In theory NC is not supposed to allow payday lending, thanks to a 2006 action by the NC Department of Justice. But a quick Google search shows that two places within walking distance of my house offer storefront cash advance services and car title loans. That seems surprising.
In addition there is the online version of this: You type into Google that you need a cash advance or payday loan, and you will find an assortment of online payday lenders who circumnavigate the state prohibition. NC is not alone in banning payday lending. In theory it is only legal in 27 states, but again the online option circumvents that easily; they happily will deposit money into your bank account via direct deposit—and just as happily begin drafting your account when the money is due. The overdrafts are of course your problem, not theirs.
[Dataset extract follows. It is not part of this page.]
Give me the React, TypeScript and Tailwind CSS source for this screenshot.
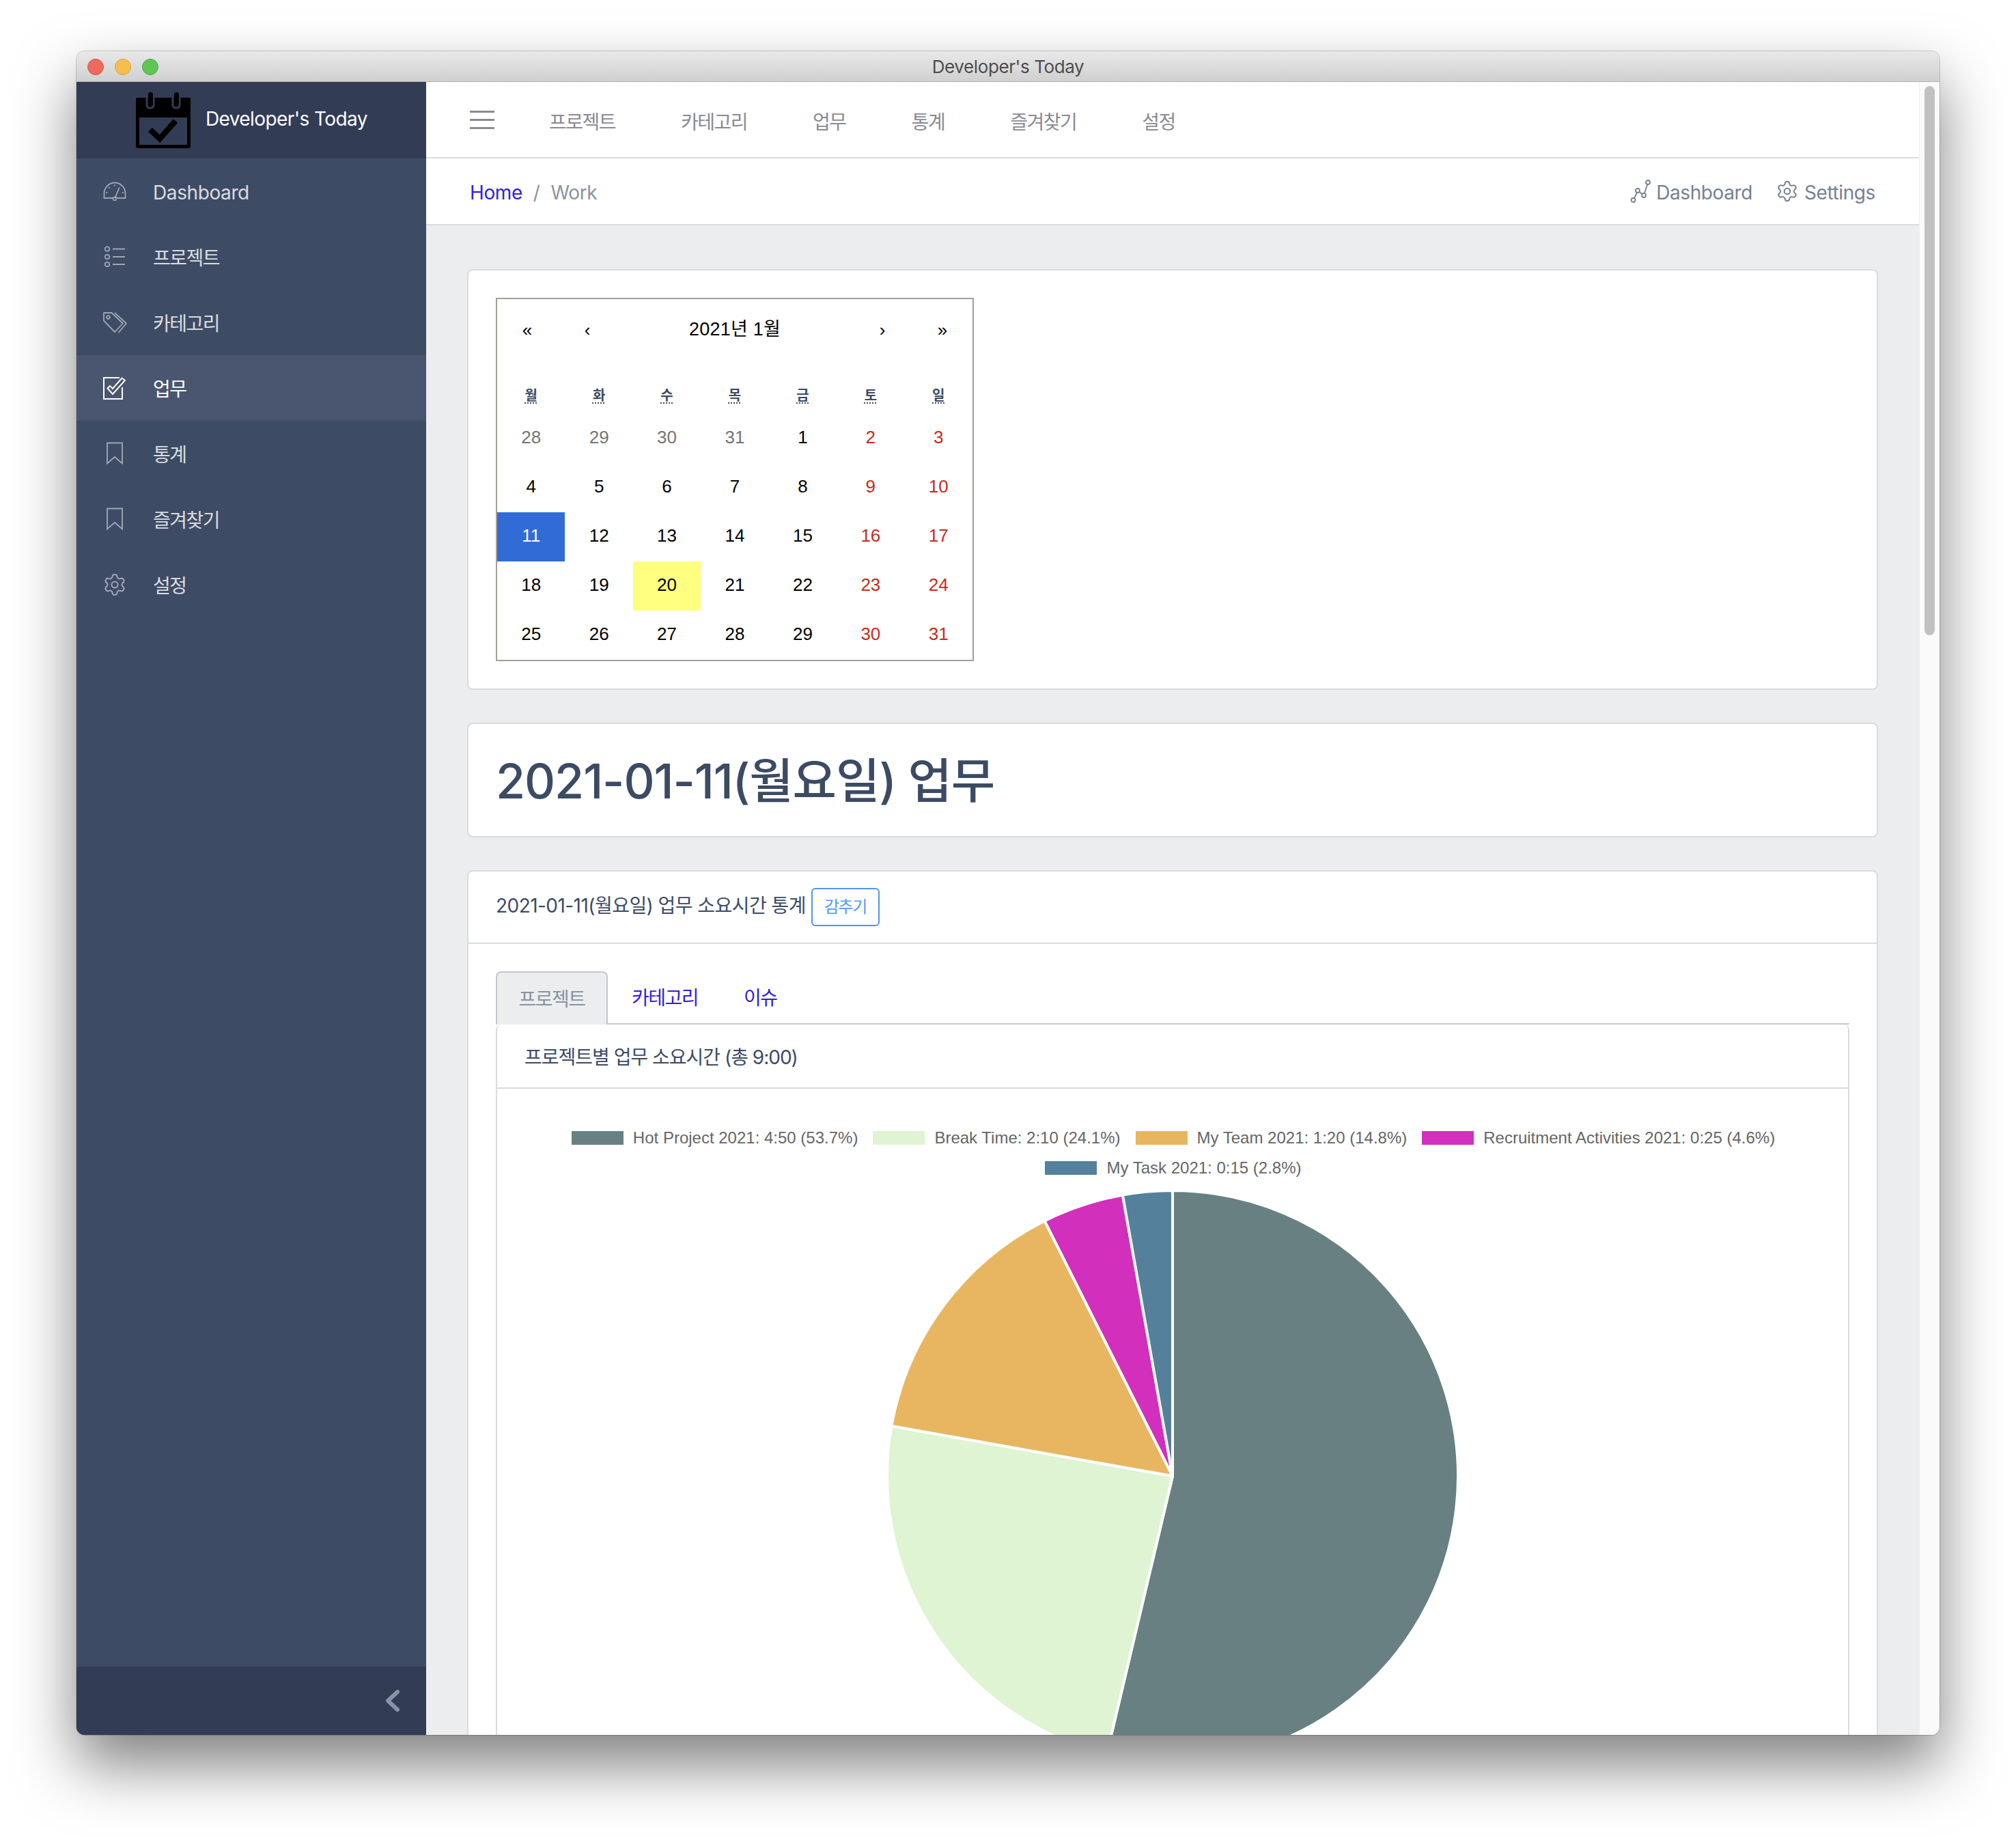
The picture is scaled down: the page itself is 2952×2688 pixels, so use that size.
import React from "react";
import { Settings } from "lucide-react";

const KR = "tracking-[-1.5px]";
const LAT = "tracking-[-0.4px]";

function IconGauge() {
  return (
    <svg width="34" height="28" viewBox="0 0 34 28" fill="none" stroke="currentColor" strokeWidth="1.8" strokeLinecap="round" strokeLinejoin="round">
      <path d="M13.500 24H1.500V17a15.500 15.500 0 0 1 31 0v7H21" />
      <circle cx="17" cy="25" r="2.400" />
      <path d="M18 22.600 23.500 9" />
      <path d="M17 5v.6M8.500 8.500l.5.500M5 16h.6M28.500 16h.6" />
    </svg>
  );
}
function IconList() {
  return (
    <svg width="32" height="32" viewBox="0 0 32 32" fill="none" stroke="currentColor" strokeWidth="1.8">
      <circle cx="5" cy="4.500" r="3.200" /><circle cx="5" cy="16" r="3.200" /><circle cx="5" cy="27" r="3.200" />
      <path d="M13 4.500h18M13 16h18M13 27h18" />
    </svg>
  );
}
function IconTags() {
  return (
    <svg width="36" height="32" viewBox="0 0 36 32" fill="none" stroke="currentColor" strokeWidth="1.800" strokeLinejoin="round">
      <path d="M2 2h11.500L30 17.500 18 30 2 13.500Z" />
      <circle cx="8.500" cy="8.500" r="2.300" />
      <path d="M18 2 35 17.500 23.500 31" />
    </svg>
  );
}
function IconTask() {
  return (
    <svg width="34" height="34" viewBox="0 0 34 34" fill="none" stroke="currentColor" strokeWidth="2">
      <path d="M28 16v17H1V2h23" />
      <path d="M6.500 17.500 10 14l4 4L27.500 2.500 32 6 14 26Z" />
    </svg>
  );
}
function IconBookmark() {
  return (
    <svg width="26" height="34" viewBox="0 0 26 34" fill="none" stroke="currentColor" strokeWidth="1.900">
      <path d="M2 1.500h22v30L13 22 2 31.500Z" />
    </svg>
  );
}
function IconChartLine() {
  return (
    <svg width="30" height="36" viewBox="0 0 30 36" fill="none" stroke="currentColor" strokeWidth="1.800">
      <circle cx="4.500" cy="31" r="3" /><circle cx="11" cy="17" r="3" /><circle cx="20" cy="24" r="3" /><circle cx="26" cy="5" r="3" />
      <path d="M6 28 10 20M13.500 19 18 22.500M21 21 25.200 8" />
    </svg>
  );
}
function Logo() {
  return (
    <svg width="80" height="82" viewBox="0 0 80 82">
      <path fill="#000" fillRule="evenodd" d="M3 8h75a2 2 0 0 1 2 2v69a3 3 0 0 1-3 3H3a3 3 0 0 1-3-3V10a2 2 0 0 1 2-2Zm2 29v40h70V37Z" />
      <path d="M16 2v17a4 4 0 0 0 4 4h2a4 4 0 0 0 4-4V2M54 2v17a4 4 0 0 0 4 4h2a4 4 0 0 0 4-4V2" fill="none" stroke="#323c55" strokeWidth="3" />
      <rect x="18" y="0" width="7" height="20" rx="3.500" fill="#000" />
      <rect x="56" y="0" width="7" height="20" rx="3.500" fill="#000" />
      <path d="M21 55 35 68 58 42" fill="none" stroke="#000" strokeWidth="8.500" />
    </svg>
  );
}

const side = [
  { t: "Dashboard", i: <IconGauge /> },
  { t: "프로젝트", i: <IconList /> },
  { t: "카테고리", i: <IconTags /> },
  { t: "업무", i: <IconTask />, a: true },
  { t: "통계", i: <IconBookmark /> },
  { t: "즐겨찾기", i: <IconBookmark /> },
  { t: "설정", i: <Settings size={36} strokeWidth={1.35} /> },
];

function Sidebar() {
  return (
    <div className="w-[512px] shrink-0 flex flex-col bg-[#3e4b64]">
      <div className="h-[112px] bg-[#323c55] flex items-center pl-[87px] gap-[22px] text-[28px] text-white">
        <Logo />
        <span className="-translate-y-[2px] tracking-[-0.6px]">Developer's Today</span>
      </div>
      <div className="flex-1">
        {side.map((s) => (
          <div key={s.t} className={`h-[96px] flex items-center text-[28px] ${s.a ? "bg-[#4a566f] text-white" : "text-white/80"}`}>
            <div className={`w-[112px] flex justify-center ${s.a ? "text-white" : "text-white/50"}`}>{s.i}</div>
            <span className={`pt-[3px] ${s.t === "Dashboard" ? LAT : KR}`}>{s.t}</span>
          </div>
        ))}
      </div>
      <div className="h-[100px] bg-[#323c55] flex items-center justify-end pr-[38px]">
        <svg width="24" height="32" viewBox="0 0 24 32" fill="none" stroke="#8a93a3" strokeWidth="6" strokeLinecap="round" strokeLinejoin="round">
          <path d="M20 3 6 16l14 13" />
        </svg>
      </div>
    </div>
  );
}

function TopNav() {
  return (
    <div className="h-[112px] bg-white border-b-2 border-[#d8dbe0] flex items-center pl-[64px] shrink-0">
      <div className="w-[36px] flex flex-col gap-[9px]">
        <div className="h-[3px] bg-[#8a8a94]" /><div className="h-[3px] bg-[#8a8a94]" /><div className="h-[3px] bg-[#8a8a94]" />
      </div>
      <div className={`flex ml-[80px] gap-[96px] pt-[7px] text-[28px] text-[#8a8a94] ${KR}`}>
        {["프로젝트", "카테고리", "업무", "통계", "즐겨찾기", "설정"].map((x) => <span key={x}>{x}</span>)}
      </div>
    </div>
  );
}

function Breadcrumb() {
  return (
    <div className={`h-[98px] bg-white border-b-2 border-[#d8dbe0] flex items-center pl-[64px] pr-[64px] justify-between text-[28px] shrink-0 ${LAT}`}>
      <div className="flex items-center pt-[3px]">
        <span className="text-[#321fdb]">Home</span>
        <span className="text-[#8a93a2] ml-[16px]">/</span>
        <span className="text-[#8a93a2] ml-[16px]">Work</span>
      </div>
      <div className="flex items-center text-[#768192]">
        <IconChartLine />
        <span className="ml-[8px] pt-[3px]">Dashboard</span>
        <Settings size={34} strokeWidth={1.4} className="ml-[34px]" />
        <span className="ml-[8px] pt-[3px]">Settings</span>
      </div>
    </div>
  );
}

const days: [string, string][] = [];
const gray = "text-[#757575]", red = "text-[#c92a1d]", blk = "text-black";
[28, 29, 30, 31].forEach((d) => days.push([String(d), gray]));
for (let d = 1; d <= 31; d++) {
  const idx = (d + 3) % 7;
  days.push([String(d), idx === 5 || idx === 6 ? red : blk]);
}

function Calendar() {
  return (
    <div className="w-[700px] border-2 border-[#a0a096] bg-white font-['Liberation_Sans','Noto_Sans_CJK_KR',sans-serif] text-[26px] text-black">
      <div className="h-[88px] mb-[26px] flex items-center text-center">
        <span className="w-[88px] pt-[2px]">«</span>
        <span className="w-[88px] pt-[2px]">‹</span>
        <span className="flex-1 text-[27px] tracking-[0.2px]">2021년 1월</span>
        <span className="w-[88px] pt-[2px]">›</span>
        <span className="w-[88px] pt-[2px]">»</span>
      </div>
      <div className="grid grid-cols-7 h-[54px] items-center text-center text-[20px] font-bold text-[#3c4b64]">
        {["월", "화", "수", "목", "금", "토", "일"].map((x) => (
          <div key={x}><span className="underline decoration-dotted decoration-[1.5px] underline-offset-[3px]">{x}</span></div>
        ))}
      </div>
      <div className="grid grid-cols-7 auto-rows-[72px]">
        {days.map(([t, c], i) => {
          const active = i === 14, today = i === 23;
          return (
            <div key={i} className={`flex items-center justify-center pb-[3px] ${active ? "bg-[#316cd6] text-white" : today ? "bg-[#ffff80] text-black" : c}`}>{t}</div>
          );
        })}
      </div>
    </div>
  );
}

const slices = [
  { p: 0.537, c: "#688082" },
  { p: 0.241, c: "#dff4d2" },
  { p: 0.148, c: "#e8b661" },
  { p: 0.046, c: "#d22fbd" },
  { p: 0.028, c: "#54809b" },
];

function Pie() {
  let a = 0;
  const R = 418, C = 420;
  return (
    <svg width="840" height="840" viewBox="0 0 840 840" className="block mx-auto">
      {slices.map((s) => {
        const a0 = a, a1 = a + s.p * Math.PI * 2;
        a = a1;
        const x0 = C + R * Math.sin(a0), y0 = C - R * Math.cos(a0);
        const x1 = C + R * Math.sin(a1), y1 = C - R * Math.cos(a1);
        return (
          <path key={s.c} fill={s.c} stroke="#fff" strokeWidth="4" strokeLinejoin="round"
            d={`M${C} ${C}L${x0} ${y0}A${R} ${R} 0 ${s.p > 0.5 ? 1 : 0} 1 ${x1} ${y1}Z`} />
        );
      })}
    </svg>
  );
}

const legend = [
  ["#688082", "Hot Project 2021: 4:50 (53.7%)"],
  ["#dff4d2", "Break Time: 2:10 (24.1%)"],
  ["#e8b661", "My Team 2021: 1:20 (14.8%)"],
  ["#d22fbd", "Recruitment Activities 2021: 0:25 (4.6%)"],
  ["#54809b", "My Task 2021: 0:15 (2.8%)"],
];

function Legend() {
  return (
    <div className="mx-auto w-[1800px] pl-[2px] flex flex-wrap justify-center gap-x-[22px] gap-y-[16px] font-['Liberation_Sans',sans-serif] text-[24px] leading-[28px] text-[#666666]">
      {legend.map(([c, t]) => (
        <div key={t} className="flex items-center gap-[14px]">
          <span className="w-[76px] h-[20px]" style={{ backgroundColor: c }} />
          <span>{t}</span>
        </div>
      ))}
    </div>
  );
}

function Card({ children, className = "" }: { children: React.ReactNode; className?: string }) {
  return <div className={`bg-white border-2 border-[#d8dbe0] rounded-[8px] ${className}`}>{children}</div>;
}

function Content() {
  return (
    <div className="flex-1 min-h-0 overflow-hidden bg-[#ebedef] px-[60px] pt-[64px] flex flex-col gap-[48px]">
      <Card className="p-[40px] shrink-0"><Calendar /></Card>
      <Card className="px-[40px] py-[40px] shrink-0">
        <h1 className="text-[70px] leading-[84px] font-medium text-[#3c4b64] tracking-[-1.1px] pt-[2px] -mb-[2px]">2021-01-11(월요일) 업무</h1>
      </Card>
      <Card className="shrink-0">
        <div className="h-[106px] border-b-2 border-[#d8dbe0] flex items-center px-[40px] text-[28px] text-[#3c4b64]">
          <span className="tracking-[-0.55px] -translate-y-[2px]">2021-01-11(월요일) 업무 소요시간 통계</span>
          <span className={`ml-[8px] h-[56px] w-[100px] border-2 border-[#4f94f0] rounded-[6px] flex items-center justify-center text-[24px] text-[#4f9bf5] ${KR}`}>감추기</span>
        </div>
        <div className="p-[40px]">
          <div className={`flex h-[78px] border-b-2 border-[#c4c9d0] text-[28px] text-[#321fdb] ${KR}`}>
            <div className="w-[164px] h-[78px] bg-[#ebedef] border-2 border-b-0 border-[#c4c9d0] rounded-t-[8px] flex items-center justify-center text-[#8a93a2] pt-[2px]">프로젝트</div>
            <div className="flex items-center pl-[35px] pr-[36px] pt-[2px]">카테고리</div>
            <div className="flex items-center pl-[31px] pt-[2px]">이슈</div>
          </div>
          <div className="border-2 border-[#d8dbe0] border-t-0 rounded-[8px] h-[2000px]">
            <div className="h-[94px] border-b-2 border-[#d8dbe0] flex items-center px-[40px] text-[28px] text-[#3c4b64]">
              <span className="tracking-[-1px] pt-[3px]">프로젝트별 업무 소요시간 (총 9:00)</span>
            </div>
            <div className="pt-[58px]">
              <Legend />
              <div className="h-[17px]" />
              <Pie />
            </div>
          </div>
        </div>
      </Card>
    </div>
  );
}

export default function App() {
  return (
    <div className="w-[2952px] h-[2688px] bg-white pl-[112px] pt-[75px] overflow-hidden font-['Inter','Noto_Sans_CJK_KR',sans-serif]">
      <div className="w-[2728px] h-[2465px] rounded-[12px] overflow-hidden flex flex-col shadow-[0_0_0_1px_rgba(0,0,0,0.18),0_44px_90px_rgba(0,0,0,0.5)]">
        <div className="relative h-[45px] shrink-0 bg-gradient-to-b from-[#e9e9e9] to-[#d0d0d0] border-b border-[#b0b0b0] flex items-center justify-center text-[26px] text-[#4d4d4d] tracking-[-0.4px] pt-[1px]">
          <div className="absolute left-[16px] top-[11px] flex gap-[16px]">
            <span className="w-[24px] h-[24px] rounded-full bg-[#ec6a5e] border border-[#d6544a]" />
            <span className="w-[24px] h-[24px] rounded-full bg-[#f5bf4f] border border-[#dba23a]" />
            <span className="w-[24px] h-[24px] rounded-full bg-[#61c554] border border-[#4eab41]" />
          </div>
          Developer's Today
        </div>
        <div className="flex-1 min-h-0 flex">
          <Sidebar />
          <div className="flex-1 min-w-0 flex flex-col">
            <TopNav />
            <Breadcrumb />
            <Content />
          </div>
          <div className="w-[30px] shrink-0 bg-[#fafafa] border-l border-[#eeeeee] pl-[7px] pt-[6px]">
            <div className="w-[15px] h-[804px] rounded-full bg-[#c1c1c1]" />
          </div>
        </div>
      </div>
    </div>
  );
}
According to the PEW Charitable Trust survey, the most common borrower is a female aged 25 to 44. Additional information within the survey suggests that divorced women who rent and are African-American or Hispanic are among the most frequent users. The Brookings Papers on Economic Activity report that nearly half of U.S. families don’t believe they could produce $2,000 to meet an emergency. I would say that for most of my adult life that has been my case, unless I had magically paid down that amount on a credit card recently.
According to the FDIC in 2011, households with annual incomes of $20,000 spent an average of $1,200 on money orders and check-cashing fees. Think about that: You are supporting your kids on less than $1,500 a month in take-home pay, and of that $100 each month goes not to feeding your children or paying the electricity bill, but to the fee for cashing your paycheck or the cost of getting a money order. No wonder people find themselves desperate for just $200 to $300 to fill in the gap.
It might come as a surprise to many people in encore’s readership that there are Americans without bank accounts or who live on the edge of banking with accounts they cannot close because they have accrued so many overdraft charges. Thus, they owe the bank too much money to be allowed to leave. I want to take a small tangent here to tell you a story about Jock and the Full Belly Project peanut sheller:
Repeatedly, people have told him he should patent the sheller, and many are surprised to find it is in the public domain. It confuses me endlessly that people seem to think the sheller would be a money-making venture. Jock, however, has the response that sums it up best: “The Cadillac doesn’t feel so good when it is paid for by the sweat of people who live on less than a dollar a day.”
Alas, that is not the sentiment held by the financial industry who know they have the poor by the short and curly: It is a spiral that can never be escaped. The Center for Financial Services Innovation reports that in 2012 Americans without banks, or in the scenario described above, spent $89 billion on fees and interest. For comparison sake: The Koch brothers were worth $89 billion last July, according to Forbes. By now they have no doubt surpassed that.
I fully admit: I regularly pay the power, phone and Internet bills for the bookstore and our household at the walk-up bill payment station on 2nd Street, and there is a fee charged for such services. Part of it is: Usually, I am getting up to the last possible day before I can afford to pay those bills, so a check in the mail wouldn’t work. Honestly, I have not ever gone to a payday lender probably for two reasons: I didn’t fully understand what they did before, and I have so rarely had a regular job with regular pay stubs that borrowing against a paycheck would have been a largely speculative experience. I mean for freelance writers it must go something like this:
“Well, I’m hoping to get at least four assignments next month—and we usually get paid within 30 days of publication, so if all that works out, could we make a deal?”
Somehow that scenario seems highly unlikely to end in the potential borrower’s favor. Though one could argue none of this ends in the borrower’s favor.
The Great Recession of 2008 has hit everyone, though some harder than others. For those with the least of resources, it has been harder than before, as fewer options are available. Perhaps we as a society need to ask ourselves if we can’t come up with a better option?
In several states, churches have begun lobbying for greater regulation to predatory lenders. I wonder if we couldn’t take it one step further and find someone of pooling resources as a community to create a better lending safety net for people who don’t qualify for bank help—or even the joy of credit-card debt. I have to say that having wrestled with credit-card debt for most of my adult life, I am stunned to discover there is a net worse than that, but apparently there is. With all the goodwill that exists in this community, there must be a way to make this happen.